Have you ever been the kind of person who has regularly looked for an angle in which to pursue your own ends and interests when it comes to the things you involve yourself with in life? If you have, then you’ve spent time doing something that so many of us are guilty of at some point or another, and that’s self-seeking.
My first sponsor in Alcoholics Anonymous (AA) often said to me that I was synonymous with the term self-seeking. In fact, there were quite a few occurrences of me calling her up on the phone and talking about the latest drama in my life, which only resulted in her responding that I had been a self-seeker and brought it on myself.

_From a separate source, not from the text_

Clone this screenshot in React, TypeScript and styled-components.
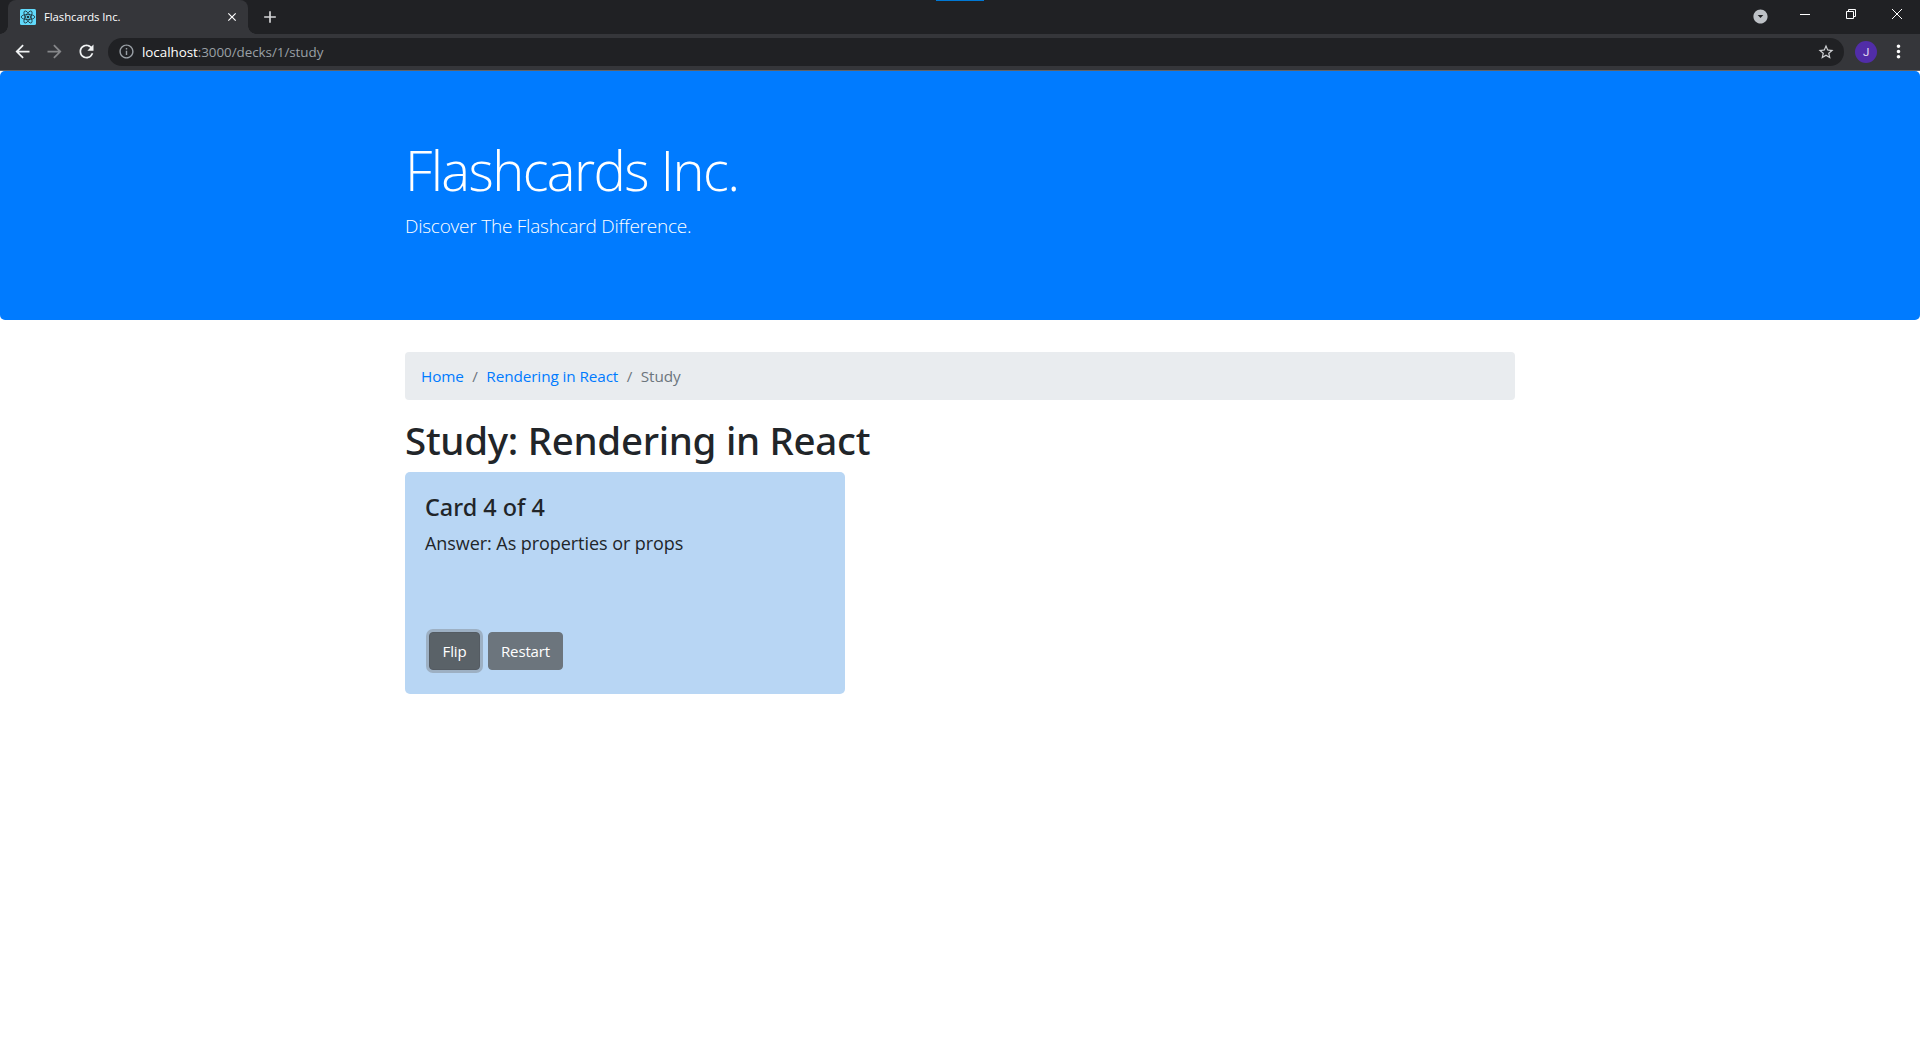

To be a self-seeker simply meant that with every action I took, my motivation was usually all about what I was going to get out of taking that action. In other words, I rarely took any action unless I was going to get something out of it. Friends would call me to ask for my help in doing their household move from one place to another and I’d want to know that a meal would be provided. In AA, I often only chose those sponsees to help through the twelve steps because I was attracted to them, or thought they seemed relatively cool and would make great friends. There were times I’d go out for a meal with someone who I really didn’t even like that much only because I knew they would cover the check. I’d only go to certain recovery meetings where I knew I’d be able to go in front of a podium, or raise my hand, just to speak for awhile and have the spotlight on me. If my family or close loved ones asked me to do any specific chore for them, I’d do it and then store it away as a poker chip that I could cash in later when I needed something in return from them. I was selective about the people who I treated to various things such as meals or trips because I was trying to impress them or draw them closer in, while there were others who I also considered friends that I never did anything of the sort for. All of this really just boiled down to one thing, selfishness and self-centeredness.
Thankfully, I have worked quite hard in the last few years to shed that self-seeking, selfish, and self-centered skin I wore so tightly around me. That really only came about through getting closer to my Higher Power. Before that, it was such a joke to me when people looked my way and laughed as they said I was being a self-seeker again. What I never realized was that was one of the main reasons why they kept their distance from me. Why would anyone really want to be close to someone who is constantly thinking of only themselves? All my conversations, all the times I was with people, and even all the times I was alone, I was focusing on what I could get out of life and not what I could contribute to it.
Self-seeking is self-serving. And self-serving is just plain self-centeredness. To grow deeper spiritually, any of this type of behavior must absolutely be removed from oneself. I am grateful that my walk with God has helped me to migrate away from that old me who was only ever looking for that angle on what I could get out of life itself. Just yesterday, I received that confirmation of this growth from my sister of all people, who was once someone that constantly told me how self-seeking I always was.
She had been struggling with her job, as well as with some health issues and instead of me quickly shifting the focus away from her opening up to me, I spent the majority of the conversation listening to her and asking questions that ended up helping her. As she was getting ready to end the phone call due to her next engagement, she said thank you and told me it was the first time she felt I was really there for her and it wasn’t all about my drama or me lecturing her. I took that as an amazing sign that all my work to grow closer to God is truly guiding me in the right direction and I’m finally feeling that my life is becoming more meaningful.
If you are searching for a more meaningful or spiritual based life as I have been, I encourage you to take a moment, breathe, and ask yourself whether you’re always looking for that angle on what you can get out of the actions you take in life. If you are, then you’re being self-seeking just like I once did with regularity. This will only continue to take you in the exact opposite direction of a life that is filled with spiritual depth and meaning. If you really want to change that direction, all you need to do is what I did. Pray to a Higher Power daily to become more selfless and pray to be filled with a lot more love and light. In doing so, I’m sure that you’ll then begin to see, your self-seeking will slip away for good.